10. Inter Miami 2, Palmerias 2 (group stage) 

Lionel Messi didn’t score in this matchup, but Luis Suarez and Inter Miami celebrated wildly after taking a 2-0 lead against Brazilian side Palmerias, appearing on track to win their group in the Club World Cup – until they allowed two goals in the final 10 minutes to settle for a bittersweet draw. It’s also worth mentioning the eight-goal fiasco that ended in a 4-4 draw between FC Porto and Al Ahly in the same group, forgotten because Inter Miami and Palmerias advanced. 

9. Flamengo 3, Chelsea 1 (group stage)

One day after the biggest upset in the Club World Cup (mentioned here later), Flamengo delivered the second biggest upset of the tournament when they outclassed Chelsea during the group stage on June 20in Philadelphia. Pedro Neto opened the scoring for Chelsea, but Bruno Henrique (62′), Danilo (65′) and Wallace Yan (83’) delivered the shocking result in the second half. 

8. Fluminense 2, Inter Milan 0 (round of 16)

Germán Cano shocked early with a goal in the third minute, Hercules sealed the win three minutes into added time, and Fluminense shocked Inter Milan — the Champions League runner-up — in the second-biggest upset in the Round of 16. A Brazilian side toppled one of Europe’s best clubs, and the Fluminense players surely celebrated like they won the tournament. 
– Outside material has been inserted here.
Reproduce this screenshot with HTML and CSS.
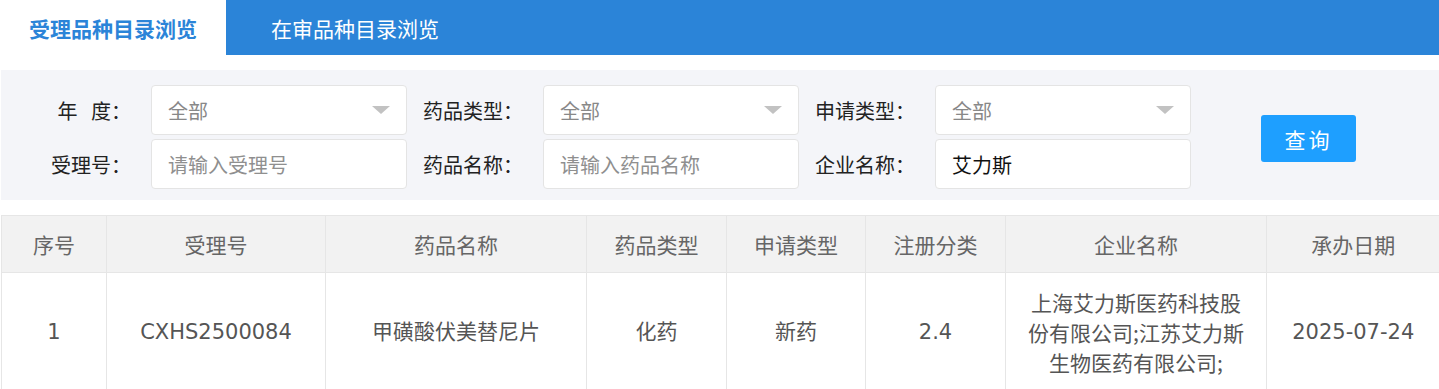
FILE: index.html
```html
<!DOCTYPE html>
<html lang="zh-CN">
<head>
  <meta charset="UTF-8">
  <title>受理品种目录浏览</title>
  <link rel="stylesheet" href="styles.css">
</head>
<body>
  <div class="tabs">
    <a class="tab active" href="#">受理品种目录浏览</a>
    <a class="tab" href="#">在审品种目录浏览</a>
  </div>

  <form class="filters">
    <div class="rows">
      <div class="row">
        <label class="lbl">年&nbsp;&nbsp;&nbsp;度：</label>
        <div class="select"><span>全部</span><i class="arrow"></i></div>
        <label class="lbl">药品类型：</label>
        <div class="select"><span>全部</span><i class="arrow"></i></div>
        <label class="lbl">申请类型：</label>
        <div class="select"><span>全部</span><i class="arrow"></i></div>
      </div>
      <div class="row">
        <label class="lbl">受理号：</label>
        <input class="field" type="text" placeholder="请输入受理号">
        <label class="lbl">药品名称：</label>
        <input class="field" type="text" placeholder="请输入药品名称">
        <label class="lbl">企业名称：</label>
        <input class="field" type="text" value="艾力斯">
      </div>
    </div>
    <button type="button" class="btn">查询</button>
  </form>

  <table class="list">
    <colgroup>
      <col style="width:105px"><col style="width:219px"><col style="width:261px"><col style="width:140px">
      <col style="width:139px"><col style="width:140px"><col style="width:261px"><col style="width:173px">
    </colgroup>
    <thead>
      <tr><th>序号</th><th>受理号</th><th>药品名称</th><th>药品类型</th><th>申请类型</th><th>注册分类</th><th>企业名称</th><th>承办日期</th></tr>
    </thead>
    <tbody>
      <tr>
        <td>1</td>
        <td>CXHS2500084</td>
        <td>甲磺酸伏美替尼片</td>
        <td>化药</td>
        <td>新药</td>
        <td>2.4</td>
        <td class="cjk">上海艾力斯医药科技股份有限公司;江苏艾力斯生物医药有限公司;</td>
        <td>2025-07-24</td>
      </tr>
    </tbody>
  </table>
</body>
</html>
```

FILE: styles.css
```css
body { margin: 0; font-family: "Microsoft YaHei", "Noto Sans CJK SC", "Noto Sans", sans-serif; color: #222; background: #fff; }

.tabs { display: flex; height: 55px; background: #2b84d8; }
.tab { display: flex; align-items: center; height: 55px; font-size: 21px; color: #fff; text-decoration: none; }
.tab.active { width: 226px; justify-content: center; background: #fff; color: #2b84d8; font-weight: bold; }
.tab + .tab { padding-left: 45px; }

.filters { display: flex; margin: 15px 0 0 1px; padding: 15px 0 11px 30px; background: #f4f5f9; }
.rows { display: flex; flex-direction: column; gap: 4px; }
.row { display: flex; align-items: center; }
.lbl { width: 100px; margin-right: 20px; font-size: 20px; text-align: right; color: #222; white-space: nowrap; }
.select, .field { box-sizing: border-box; width: 256px; height: 50px; margin-right: 16px; border: 1px solid #e4e4e4; border-radius: 4px; background: #fff; font-family: inherit; font-size: 20px; }
.select { position: relative; display: flex; align-items: center; padding-left: 16px; color: #888; }
.arrow { position: absolute; right: 16px; top: 20px; width: 0; height: 0; border-left: 9px solid transparent; border-right: 9px solid transparent; border-top: 8px solid #c2c2c2; }
.field { padding: 0 16px; color: #111; outline: none; }
.field::placeholder { color: #8f8f8f; }
.btn { align-self: center; margin: 3px 0 0 54px; width: 95px; height: 47px; border: none; border-radius: 3px; background: #1e9fff; color: #fff; font-family: inherit; font-size: 21px; letter-spacing: 3px; cursor: pointer; }

.list { table-layout: fixed; width: 1438px; margin: 15px 0 0 1px; border-collapse: collapse; font-size: 21px; }
.list th, .list td { border: 1px solid #e6e6e6; text-align: center; }
.list th { height: 56px; padding: 0 10px; background: #f2f2f2; color: #666; font-weight: normal; }
.list td { padding: 14px 20px; line-height: 30px; color: #555; font-family: "DejaVu Sans", "Noto Sans CJK SC", sans-serif; }
.list td.cjk { font-family: "Noto Sans CJK SC", sans-serif; }
.list tr > :last-child { border-right: none; }
```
7. Real Madrid 3, Dortmund 2 (quarterfinals)

Kylian Mbappé scored his only goal in this Club World Cup with ideal timing to keep Real Madrid ahead in one of the most thrilling finishes of the tournament against Dortmund on July 5 in New Jersey.  Real Madrid had the match in hand as Gonzalo García (10’) and Fran García (20’) built the early lead they barely sustained. Mbappé scored(90’+4’) to answer a goal by Dortmund’s Maximilian Beier (90’+2’), and before Serhou Guirassy scored a penalty (90’+8’). Real Madrid goalkeeper Thibaut Courtois saved a shot by Dortmund’s Marcel Sabitzer in the closing seconds to secure the victory. 

6. Palmerias 1, Botafogo 0 (round of 16)

Brazilian rivals, added extra time, and a memorable game-winning goal. Paulinho’s score off the bench in the 100th minute helped Palmeiras reach the quarterfinals against Botafogo in thrilling fashion in Philadelphia on June 28. 

5. Inter Miami 2, FC Porto 1 (group stage)

Lionel Messi’s free-kick goal to propel Inter Miami past Portuguese side Porto was the only goal he scored in the tournament, but delivered another historic moment in his legendary career. Inter Miami became the first North American team to beat a European club in a major competition in the 2-1 victory in Atlanta on June 19. 

4. Botafogo 1, PSG 0 (group stage)

Down goes PSG! Brazilian side Botafogo delivered a shocker when Igor Jesus scored in the first half, and hung on to beat the best team in Europe during the group stage on June 19. PSG regained its form after the match, appearing unbeatable in the later stages of the Club World Cup, like they were during their Champions League run. Still, Botafogo’s victory will be remembered as the biggest upset during the 2025 tournament. 

3. Paris Saint-Germain 4, Inter Miami 0 (round of 16)

Lionel Messi faced his former club in PSG, roughly two years after leaving to join Inter Miami and MLS in one of the most enticing matchups of the tournament on June 29 in Atlanta. It didn’t take a rocket scientist to see why the reigning Champions League winners outclassed a MLS club.

2. PSG 4, Real Madrid 0 (semifinal)

PSG planted its flag even further as the best soccer club in the world with its dismantling of Real Madrid in the semifinals on July 9 in New Jersey. They made a surprising statement, shocking former star Kylian Mbappé and Real Madrid with three goals in the first 24 minutes to put them away early. 

 1. Al Hilal 4, Manchester City 3 (round of 16)

The most entertaining match in the Club World Cup is Al-Hilal’s 4-3 win in extra time against Manchester City on June 30 in Orlando. More than the seven goals, Al-Hilal’s Marcus Leonard delivered the coldest celebration by taking off his jersey, placing on the corner flag, and waving it around after the game winner. But even his celebration was upstaged by an Al-Hilal fan’s choke celebration that will be viral in soccer circles for years to come.